* start Data for the task *
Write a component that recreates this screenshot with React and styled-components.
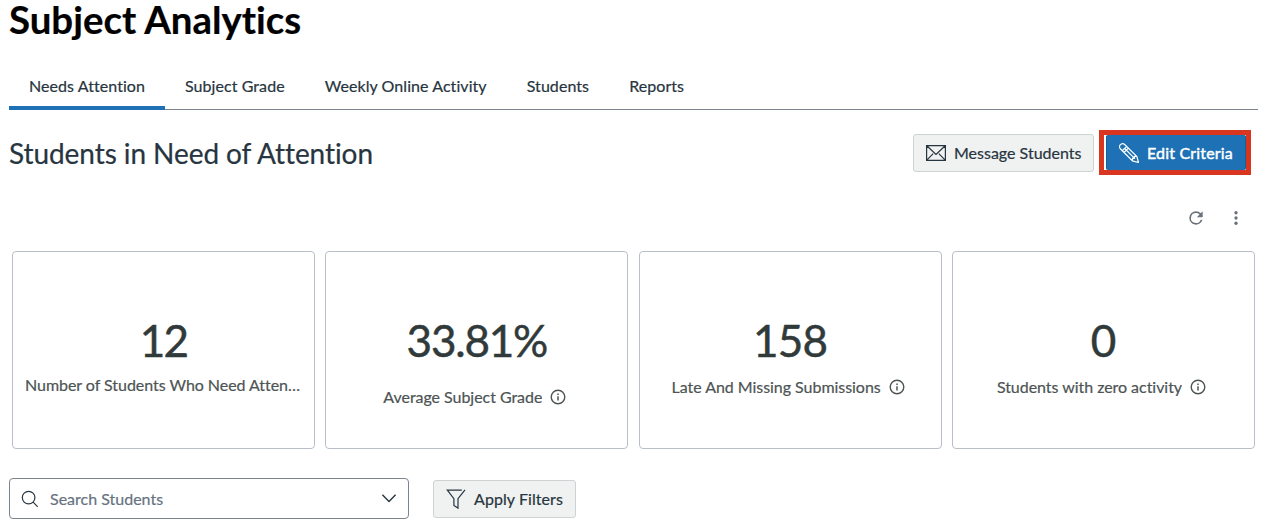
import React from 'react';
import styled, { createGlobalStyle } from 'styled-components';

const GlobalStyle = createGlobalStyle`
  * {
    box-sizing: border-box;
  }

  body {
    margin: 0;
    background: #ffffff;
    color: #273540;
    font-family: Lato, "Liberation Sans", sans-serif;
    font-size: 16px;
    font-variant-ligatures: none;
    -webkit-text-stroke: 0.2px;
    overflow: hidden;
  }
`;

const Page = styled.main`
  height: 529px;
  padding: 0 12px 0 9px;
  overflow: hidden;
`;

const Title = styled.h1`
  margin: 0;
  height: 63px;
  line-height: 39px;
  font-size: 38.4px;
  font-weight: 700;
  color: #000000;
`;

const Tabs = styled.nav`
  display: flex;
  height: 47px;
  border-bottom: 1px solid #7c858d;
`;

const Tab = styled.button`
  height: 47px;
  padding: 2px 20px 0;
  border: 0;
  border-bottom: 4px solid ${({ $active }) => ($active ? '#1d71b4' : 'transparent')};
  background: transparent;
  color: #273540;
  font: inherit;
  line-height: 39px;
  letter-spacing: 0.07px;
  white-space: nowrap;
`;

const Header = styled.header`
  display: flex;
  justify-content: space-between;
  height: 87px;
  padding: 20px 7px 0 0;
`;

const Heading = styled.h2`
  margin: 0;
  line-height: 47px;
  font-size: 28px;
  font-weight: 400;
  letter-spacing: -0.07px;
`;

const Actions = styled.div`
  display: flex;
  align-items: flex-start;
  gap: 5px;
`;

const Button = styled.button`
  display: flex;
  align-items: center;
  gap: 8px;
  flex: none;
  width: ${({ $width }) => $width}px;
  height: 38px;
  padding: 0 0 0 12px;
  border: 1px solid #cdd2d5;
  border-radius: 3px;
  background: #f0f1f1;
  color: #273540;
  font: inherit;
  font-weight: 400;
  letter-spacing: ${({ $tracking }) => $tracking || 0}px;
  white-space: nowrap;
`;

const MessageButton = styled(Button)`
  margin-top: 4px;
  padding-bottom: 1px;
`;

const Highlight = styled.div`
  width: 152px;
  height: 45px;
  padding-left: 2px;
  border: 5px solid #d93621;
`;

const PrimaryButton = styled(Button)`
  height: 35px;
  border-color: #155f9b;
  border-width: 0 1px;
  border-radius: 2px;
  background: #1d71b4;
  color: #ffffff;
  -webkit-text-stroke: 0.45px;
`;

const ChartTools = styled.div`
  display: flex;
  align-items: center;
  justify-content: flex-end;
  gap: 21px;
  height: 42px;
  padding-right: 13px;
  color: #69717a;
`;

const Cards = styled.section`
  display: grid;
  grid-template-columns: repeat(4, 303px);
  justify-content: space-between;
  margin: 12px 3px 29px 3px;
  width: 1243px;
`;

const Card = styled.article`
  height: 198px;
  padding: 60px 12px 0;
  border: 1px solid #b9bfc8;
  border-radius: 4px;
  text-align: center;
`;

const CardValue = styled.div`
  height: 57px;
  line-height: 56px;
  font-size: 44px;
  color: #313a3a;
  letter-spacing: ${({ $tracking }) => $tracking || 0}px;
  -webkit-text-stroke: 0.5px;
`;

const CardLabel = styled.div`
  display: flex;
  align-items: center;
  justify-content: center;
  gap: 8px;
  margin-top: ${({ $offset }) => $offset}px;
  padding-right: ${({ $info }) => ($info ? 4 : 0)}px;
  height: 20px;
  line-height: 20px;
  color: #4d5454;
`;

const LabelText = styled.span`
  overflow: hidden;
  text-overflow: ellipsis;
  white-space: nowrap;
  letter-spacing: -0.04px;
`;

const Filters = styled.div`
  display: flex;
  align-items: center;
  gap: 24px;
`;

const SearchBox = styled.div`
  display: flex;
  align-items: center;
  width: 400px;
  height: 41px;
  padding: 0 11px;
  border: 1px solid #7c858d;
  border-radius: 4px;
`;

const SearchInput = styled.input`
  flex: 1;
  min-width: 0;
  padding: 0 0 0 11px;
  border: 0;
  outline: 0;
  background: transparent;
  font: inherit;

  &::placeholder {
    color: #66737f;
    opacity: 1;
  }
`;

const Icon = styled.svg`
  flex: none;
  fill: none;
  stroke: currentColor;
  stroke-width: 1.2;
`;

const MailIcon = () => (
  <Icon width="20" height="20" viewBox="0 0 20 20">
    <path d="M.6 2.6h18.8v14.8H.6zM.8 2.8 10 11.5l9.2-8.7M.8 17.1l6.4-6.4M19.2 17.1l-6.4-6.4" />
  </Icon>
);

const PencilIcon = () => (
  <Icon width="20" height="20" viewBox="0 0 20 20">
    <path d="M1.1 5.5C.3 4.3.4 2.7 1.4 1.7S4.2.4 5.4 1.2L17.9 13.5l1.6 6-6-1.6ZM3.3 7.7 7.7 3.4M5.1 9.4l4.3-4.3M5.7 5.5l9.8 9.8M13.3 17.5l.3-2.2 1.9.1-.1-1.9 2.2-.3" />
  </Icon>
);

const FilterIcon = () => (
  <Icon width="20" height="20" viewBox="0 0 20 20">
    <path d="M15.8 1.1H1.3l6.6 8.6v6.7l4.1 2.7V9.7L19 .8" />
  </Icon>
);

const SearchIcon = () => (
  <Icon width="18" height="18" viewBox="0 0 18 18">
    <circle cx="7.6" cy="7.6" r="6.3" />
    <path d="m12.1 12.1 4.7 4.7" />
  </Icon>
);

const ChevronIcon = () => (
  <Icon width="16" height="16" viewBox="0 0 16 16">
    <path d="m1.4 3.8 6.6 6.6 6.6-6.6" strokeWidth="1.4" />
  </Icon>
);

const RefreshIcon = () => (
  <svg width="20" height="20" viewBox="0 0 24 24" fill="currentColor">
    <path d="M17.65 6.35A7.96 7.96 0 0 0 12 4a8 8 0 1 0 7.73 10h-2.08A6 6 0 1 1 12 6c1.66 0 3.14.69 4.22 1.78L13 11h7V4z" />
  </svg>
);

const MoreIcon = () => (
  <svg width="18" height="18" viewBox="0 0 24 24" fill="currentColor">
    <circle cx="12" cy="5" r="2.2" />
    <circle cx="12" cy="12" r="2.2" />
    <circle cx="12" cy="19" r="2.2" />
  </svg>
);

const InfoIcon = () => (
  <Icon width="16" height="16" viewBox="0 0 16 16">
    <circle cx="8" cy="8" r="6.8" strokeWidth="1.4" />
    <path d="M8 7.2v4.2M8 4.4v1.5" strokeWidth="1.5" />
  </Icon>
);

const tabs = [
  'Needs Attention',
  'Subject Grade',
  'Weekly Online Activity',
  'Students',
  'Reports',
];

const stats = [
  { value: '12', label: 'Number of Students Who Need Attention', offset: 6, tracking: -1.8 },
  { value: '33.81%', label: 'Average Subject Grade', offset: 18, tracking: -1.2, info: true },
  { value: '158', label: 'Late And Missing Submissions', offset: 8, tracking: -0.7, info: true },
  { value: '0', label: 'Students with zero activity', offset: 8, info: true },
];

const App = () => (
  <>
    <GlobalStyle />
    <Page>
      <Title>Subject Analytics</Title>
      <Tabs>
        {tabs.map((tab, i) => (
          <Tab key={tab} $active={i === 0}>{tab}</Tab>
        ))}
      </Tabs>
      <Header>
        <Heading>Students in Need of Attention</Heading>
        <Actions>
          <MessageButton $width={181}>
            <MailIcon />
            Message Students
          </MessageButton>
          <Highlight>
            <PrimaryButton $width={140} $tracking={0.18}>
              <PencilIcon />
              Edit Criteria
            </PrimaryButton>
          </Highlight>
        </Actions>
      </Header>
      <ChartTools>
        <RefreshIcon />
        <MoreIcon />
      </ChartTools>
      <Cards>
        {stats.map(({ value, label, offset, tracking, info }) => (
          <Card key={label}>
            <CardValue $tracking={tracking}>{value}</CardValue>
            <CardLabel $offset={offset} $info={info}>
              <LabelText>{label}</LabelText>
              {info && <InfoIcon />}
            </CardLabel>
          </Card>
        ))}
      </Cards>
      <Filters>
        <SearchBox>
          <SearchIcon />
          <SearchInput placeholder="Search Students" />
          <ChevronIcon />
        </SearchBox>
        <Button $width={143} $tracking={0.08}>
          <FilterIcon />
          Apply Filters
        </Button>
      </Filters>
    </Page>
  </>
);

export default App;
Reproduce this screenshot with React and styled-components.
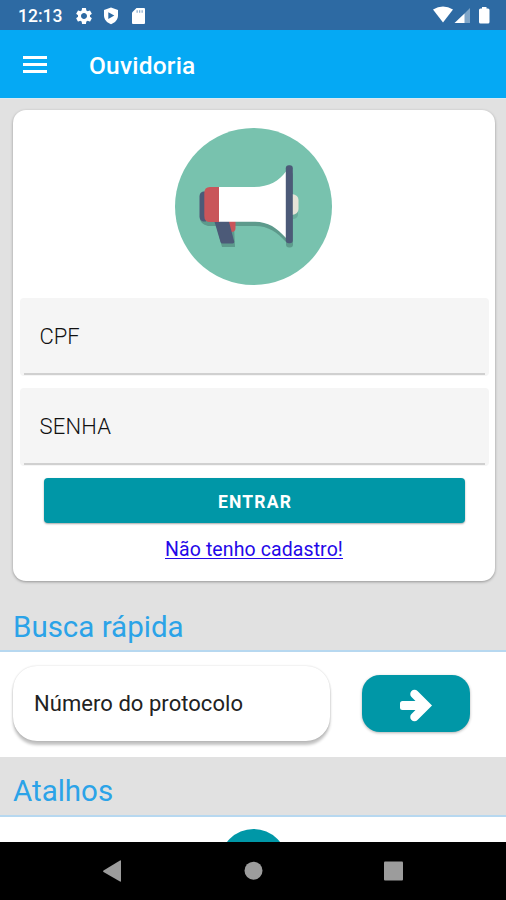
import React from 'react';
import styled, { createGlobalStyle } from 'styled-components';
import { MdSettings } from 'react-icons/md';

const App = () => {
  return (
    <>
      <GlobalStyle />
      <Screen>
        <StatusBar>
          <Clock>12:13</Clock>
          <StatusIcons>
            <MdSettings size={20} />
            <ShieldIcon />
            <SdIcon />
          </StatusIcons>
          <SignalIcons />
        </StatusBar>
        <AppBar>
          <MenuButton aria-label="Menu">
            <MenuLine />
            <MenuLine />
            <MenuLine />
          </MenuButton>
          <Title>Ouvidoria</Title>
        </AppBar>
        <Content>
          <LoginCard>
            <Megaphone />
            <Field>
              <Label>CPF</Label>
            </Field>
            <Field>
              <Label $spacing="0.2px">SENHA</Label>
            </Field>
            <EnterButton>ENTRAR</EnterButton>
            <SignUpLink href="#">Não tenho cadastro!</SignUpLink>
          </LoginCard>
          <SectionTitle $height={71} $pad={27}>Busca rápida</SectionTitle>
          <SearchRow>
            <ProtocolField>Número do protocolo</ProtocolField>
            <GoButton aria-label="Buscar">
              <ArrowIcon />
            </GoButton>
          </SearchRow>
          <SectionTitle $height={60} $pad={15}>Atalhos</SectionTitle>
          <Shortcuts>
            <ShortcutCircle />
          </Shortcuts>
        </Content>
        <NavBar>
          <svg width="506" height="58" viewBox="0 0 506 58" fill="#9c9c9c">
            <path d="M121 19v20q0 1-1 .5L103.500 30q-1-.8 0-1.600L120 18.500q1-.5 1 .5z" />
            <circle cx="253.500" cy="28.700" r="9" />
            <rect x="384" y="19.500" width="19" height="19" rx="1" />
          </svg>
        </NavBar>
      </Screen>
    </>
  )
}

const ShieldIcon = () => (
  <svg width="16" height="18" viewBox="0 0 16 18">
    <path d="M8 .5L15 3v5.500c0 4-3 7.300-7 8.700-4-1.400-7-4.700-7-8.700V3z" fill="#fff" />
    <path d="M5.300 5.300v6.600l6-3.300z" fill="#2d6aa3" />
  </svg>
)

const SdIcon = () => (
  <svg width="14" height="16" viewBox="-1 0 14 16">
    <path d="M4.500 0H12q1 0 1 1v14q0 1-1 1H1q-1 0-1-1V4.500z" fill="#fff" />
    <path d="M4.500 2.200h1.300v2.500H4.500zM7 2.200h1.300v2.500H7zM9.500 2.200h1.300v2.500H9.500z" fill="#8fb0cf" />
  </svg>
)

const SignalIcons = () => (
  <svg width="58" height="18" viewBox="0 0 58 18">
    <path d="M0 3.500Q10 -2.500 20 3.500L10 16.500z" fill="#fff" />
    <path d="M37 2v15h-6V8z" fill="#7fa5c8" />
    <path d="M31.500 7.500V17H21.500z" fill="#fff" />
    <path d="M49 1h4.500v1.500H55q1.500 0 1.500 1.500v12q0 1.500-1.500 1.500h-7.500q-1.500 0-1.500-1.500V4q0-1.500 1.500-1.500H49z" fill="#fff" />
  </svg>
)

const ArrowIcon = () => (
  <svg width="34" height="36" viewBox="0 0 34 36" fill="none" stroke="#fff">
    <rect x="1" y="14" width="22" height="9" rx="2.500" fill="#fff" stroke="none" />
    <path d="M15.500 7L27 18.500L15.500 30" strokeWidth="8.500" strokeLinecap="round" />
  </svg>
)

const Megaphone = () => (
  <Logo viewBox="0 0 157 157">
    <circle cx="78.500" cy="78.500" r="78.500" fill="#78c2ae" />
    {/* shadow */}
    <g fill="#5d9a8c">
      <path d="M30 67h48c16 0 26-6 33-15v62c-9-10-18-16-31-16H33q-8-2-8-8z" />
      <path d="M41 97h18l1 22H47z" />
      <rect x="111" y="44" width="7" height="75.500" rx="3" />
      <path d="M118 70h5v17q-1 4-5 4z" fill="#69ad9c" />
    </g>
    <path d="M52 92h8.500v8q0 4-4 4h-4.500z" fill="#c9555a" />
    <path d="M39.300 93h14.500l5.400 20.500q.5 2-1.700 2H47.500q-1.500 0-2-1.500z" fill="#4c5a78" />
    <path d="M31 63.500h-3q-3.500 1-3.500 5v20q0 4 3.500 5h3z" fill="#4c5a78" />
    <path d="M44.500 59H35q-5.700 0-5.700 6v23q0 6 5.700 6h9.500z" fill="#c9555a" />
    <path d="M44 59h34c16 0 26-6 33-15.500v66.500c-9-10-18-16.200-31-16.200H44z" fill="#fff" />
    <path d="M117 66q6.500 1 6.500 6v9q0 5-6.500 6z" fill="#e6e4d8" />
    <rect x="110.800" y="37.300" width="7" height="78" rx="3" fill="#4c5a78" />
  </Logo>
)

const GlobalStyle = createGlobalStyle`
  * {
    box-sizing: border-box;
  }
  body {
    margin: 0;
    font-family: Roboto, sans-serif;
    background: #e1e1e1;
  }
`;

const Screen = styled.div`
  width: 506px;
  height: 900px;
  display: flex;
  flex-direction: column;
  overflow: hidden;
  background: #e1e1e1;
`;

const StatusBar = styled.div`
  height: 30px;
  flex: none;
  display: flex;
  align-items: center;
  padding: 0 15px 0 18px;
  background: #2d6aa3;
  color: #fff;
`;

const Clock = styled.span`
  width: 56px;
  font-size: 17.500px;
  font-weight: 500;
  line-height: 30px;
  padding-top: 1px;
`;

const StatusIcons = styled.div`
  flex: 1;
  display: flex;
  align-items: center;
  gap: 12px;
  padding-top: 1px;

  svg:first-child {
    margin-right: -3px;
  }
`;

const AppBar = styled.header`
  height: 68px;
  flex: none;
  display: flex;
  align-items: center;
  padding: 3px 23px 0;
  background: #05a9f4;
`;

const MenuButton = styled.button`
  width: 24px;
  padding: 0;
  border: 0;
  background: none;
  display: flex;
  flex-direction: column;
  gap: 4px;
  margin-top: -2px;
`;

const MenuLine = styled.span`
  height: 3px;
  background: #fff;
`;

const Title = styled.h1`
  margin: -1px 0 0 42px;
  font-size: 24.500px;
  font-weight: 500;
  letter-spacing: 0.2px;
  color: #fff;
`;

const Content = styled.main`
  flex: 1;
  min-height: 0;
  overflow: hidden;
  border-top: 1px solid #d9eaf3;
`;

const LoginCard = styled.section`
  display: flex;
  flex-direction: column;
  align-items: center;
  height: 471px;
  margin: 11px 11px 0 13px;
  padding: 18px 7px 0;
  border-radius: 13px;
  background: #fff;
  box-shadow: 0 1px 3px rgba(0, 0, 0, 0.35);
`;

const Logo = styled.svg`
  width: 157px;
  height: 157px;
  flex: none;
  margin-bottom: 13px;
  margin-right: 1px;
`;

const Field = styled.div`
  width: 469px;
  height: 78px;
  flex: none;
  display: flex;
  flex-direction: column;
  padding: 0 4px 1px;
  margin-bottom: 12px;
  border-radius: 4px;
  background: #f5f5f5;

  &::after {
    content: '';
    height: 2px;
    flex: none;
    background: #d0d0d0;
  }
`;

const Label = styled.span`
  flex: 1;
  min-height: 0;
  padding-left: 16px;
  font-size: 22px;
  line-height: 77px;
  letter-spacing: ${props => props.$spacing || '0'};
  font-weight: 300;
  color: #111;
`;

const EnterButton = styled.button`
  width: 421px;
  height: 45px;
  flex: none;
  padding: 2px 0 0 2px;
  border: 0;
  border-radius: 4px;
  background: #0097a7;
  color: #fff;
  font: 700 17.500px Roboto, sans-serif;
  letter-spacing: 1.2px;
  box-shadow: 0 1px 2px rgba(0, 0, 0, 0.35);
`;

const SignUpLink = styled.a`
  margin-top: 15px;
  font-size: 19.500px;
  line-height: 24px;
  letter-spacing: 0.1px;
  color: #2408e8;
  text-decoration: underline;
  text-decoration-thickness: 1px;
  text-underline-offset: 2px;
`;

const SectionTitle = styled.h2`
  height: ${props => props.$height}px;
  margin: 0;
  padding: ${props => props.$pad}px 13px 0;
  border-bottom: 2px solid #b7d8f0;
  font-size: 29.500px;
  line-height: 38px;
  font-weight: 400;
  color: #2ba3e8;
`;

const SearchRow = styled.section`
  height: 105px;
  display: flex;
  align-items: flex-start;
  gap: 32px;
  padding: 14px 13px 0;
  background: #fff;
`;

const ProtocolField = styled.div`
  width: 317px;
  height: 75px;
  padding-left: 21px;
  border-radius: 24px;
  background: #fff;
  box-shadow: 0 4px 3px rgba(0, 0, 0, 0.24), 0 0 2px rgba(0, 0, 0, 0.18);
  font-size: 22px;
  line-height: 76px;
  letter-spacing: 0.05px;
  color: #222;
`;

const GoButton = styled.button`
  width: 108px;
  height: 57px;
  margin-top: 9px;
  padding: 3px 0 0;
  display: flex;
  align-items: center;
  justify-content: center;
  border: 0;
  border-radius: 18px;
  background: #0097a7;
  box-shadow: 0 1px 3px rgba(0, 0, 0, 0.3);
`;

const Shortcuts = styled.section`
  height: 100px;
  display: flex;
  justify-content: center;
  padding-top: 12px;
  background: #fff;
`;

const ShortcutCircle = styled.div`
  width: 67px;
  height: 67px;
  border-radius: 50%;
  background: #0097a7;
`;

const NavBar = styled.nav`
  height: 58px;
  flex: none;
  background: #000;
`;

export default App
* end Data for the task *
▶ [What to produce]
Return all lines of the material above in which the word "components" occurs.

▶ [Written answer]
Write a component that recreates this screenshot with React and styled-components.
import styled, { createGlobalStyle } from 'styled-components';
Reproduce this screenshot with React and styled-components.
import styled, { createGlobalStyle } from 'styled-components';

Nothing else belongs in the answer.